7) Final verdict: who should buy what, and who should look elsewhere
Buy a condenser mic if:
- You record in a reasonably controlled space (even basic treatment helps: thick absorbers, reflection control behind the mic, quiet HVAC).
- You want detail on vocals, acoustic guitar, piano, percussion, strings, or room capture.
- You’re willing to use proper technique: consistent distance (6–10 inches for most vocals), pop filter, slight off-axis angle to manage plosives and sibilance.
- Your interface/preamp has clean gain and enough headroom, and you understand gain staging (peaks typically landing around -12 to -6 dBFS before processing).

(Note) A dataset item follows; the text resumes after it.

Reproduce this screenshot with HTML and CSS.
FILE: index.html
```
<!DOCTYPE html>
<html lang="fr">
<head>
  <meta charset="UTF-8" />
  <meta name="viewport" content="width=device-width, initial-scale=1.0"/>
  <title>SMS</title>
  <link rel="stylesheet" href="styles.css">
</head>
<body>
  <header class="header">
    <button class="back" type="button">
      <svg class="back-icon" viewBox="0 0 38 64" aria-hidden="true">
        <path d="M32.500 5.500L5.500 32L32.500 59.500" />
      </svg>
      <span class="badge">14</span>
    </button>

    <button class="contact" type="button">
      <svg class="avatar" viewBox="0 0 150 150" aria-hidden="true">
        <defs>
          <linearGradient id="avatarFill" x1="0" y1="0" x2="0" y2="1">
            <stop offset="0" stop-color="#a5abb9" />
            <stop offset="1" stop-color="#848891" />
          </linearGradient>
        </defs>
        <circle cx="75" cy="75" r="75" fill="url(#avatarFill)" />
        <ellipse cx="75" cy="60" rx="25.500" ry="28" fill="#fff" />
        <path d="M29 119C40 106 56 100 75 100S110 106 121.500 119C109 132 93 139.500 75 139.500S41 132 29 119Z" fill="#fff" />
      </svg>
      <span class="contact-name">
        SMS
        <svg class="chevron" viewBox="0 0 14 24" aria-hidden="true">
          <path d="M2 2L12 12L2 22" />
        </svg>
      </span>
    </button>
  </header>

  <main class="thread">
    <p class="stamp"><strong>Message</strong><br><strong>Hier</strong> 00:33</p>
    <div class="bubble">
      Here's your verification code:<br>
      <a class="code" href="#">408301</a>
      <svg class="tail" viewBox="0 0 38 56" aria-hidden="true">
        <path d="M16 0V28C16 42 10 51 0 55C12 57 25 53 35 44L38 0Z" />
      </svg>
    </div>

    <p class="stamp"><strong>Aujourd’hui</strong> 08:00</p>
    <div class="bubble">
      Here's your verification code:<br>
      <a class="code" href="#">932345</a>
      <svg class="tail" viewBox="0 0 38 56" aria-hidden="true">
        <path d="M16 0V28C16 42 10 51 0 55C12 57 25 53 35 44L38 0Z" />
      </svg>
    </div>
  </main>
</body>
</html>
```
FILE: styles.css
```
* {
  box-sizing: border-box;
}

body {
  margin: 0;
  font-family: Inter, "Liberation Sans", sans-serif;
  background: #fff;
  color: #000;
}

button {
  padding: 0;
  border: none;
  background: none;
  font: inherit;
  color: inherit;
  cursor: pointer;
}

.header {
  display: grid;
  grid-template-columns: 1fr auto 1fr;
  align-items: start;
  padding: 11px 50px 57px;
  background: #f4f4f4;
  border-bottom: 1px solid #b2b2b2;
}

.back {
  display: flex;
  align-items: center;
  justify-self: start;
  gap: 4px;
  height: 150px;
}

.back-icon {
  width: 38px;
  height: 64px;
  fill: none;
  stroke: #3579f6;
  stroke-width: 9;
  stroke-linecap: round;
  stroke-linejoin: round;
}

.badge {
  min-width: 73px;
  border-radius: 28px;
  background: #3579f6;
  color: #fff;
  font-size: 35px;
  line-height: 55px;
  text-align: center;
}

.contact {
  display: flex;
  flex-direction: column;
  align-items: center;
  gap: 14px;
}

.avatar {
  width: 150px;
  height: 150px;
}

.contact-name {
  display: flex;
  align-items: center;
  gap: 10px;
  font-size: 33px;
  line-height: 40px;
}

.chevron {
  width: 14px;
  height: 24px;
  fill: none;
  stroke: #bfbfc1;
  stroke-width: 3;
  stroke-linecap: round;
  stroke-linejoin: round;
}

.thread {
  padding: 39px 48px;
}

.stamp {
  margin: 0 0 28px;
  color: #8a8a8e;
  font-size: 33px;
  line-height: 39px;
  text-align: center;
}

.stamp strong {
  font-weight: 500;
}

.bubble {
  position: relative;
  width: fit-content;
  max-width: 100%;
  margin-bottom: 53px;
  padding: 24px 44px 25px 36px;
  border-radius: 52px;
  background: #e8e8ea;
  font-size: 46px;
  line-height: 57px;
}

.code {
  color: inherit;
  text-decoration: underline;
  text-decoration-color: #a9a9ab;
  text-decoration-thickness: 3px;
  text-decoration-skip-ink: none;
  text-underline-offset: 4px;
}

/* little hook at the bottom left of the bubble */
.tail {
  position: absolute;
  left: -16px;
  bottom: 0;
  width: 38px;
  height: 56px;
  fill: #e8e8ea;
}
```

Look elsewhere (or delay the purchase) if:
- Your room is noisy or reflective and you can’t treat it yet. A dynamic like an SM58/SM7B-style mic (with appropriate gain) or a tight-pattern stage condenser designed for live use may outperform a studio LDC in practice.
- You mainly record loud sources at close distances and don’t have a pad/high SPL handling. A dynamic or a purpose-built instrument mic may be the safer tool.
- You’re chasing “pro sound” through brightness. If your current recordings are harsh, a brighter condenser usually makes it worse. Consider smoother voicings, better placement, or addressing reflections first.
Most common best move: pick a condenser with controlled top end, respectable self-noise (ideally ≤ 12 dBA if you record quiet material), usable max SPL (preferably ≥ 130 dB SPL if you record loud sources), and a polar pattern that fits your space. Then spend as much attention on placement, pop control, and room acoustics as you do on the microphone itself. That’s what keeps a condenser from becoming an expensive truth-teller you don’t enjoy listening to.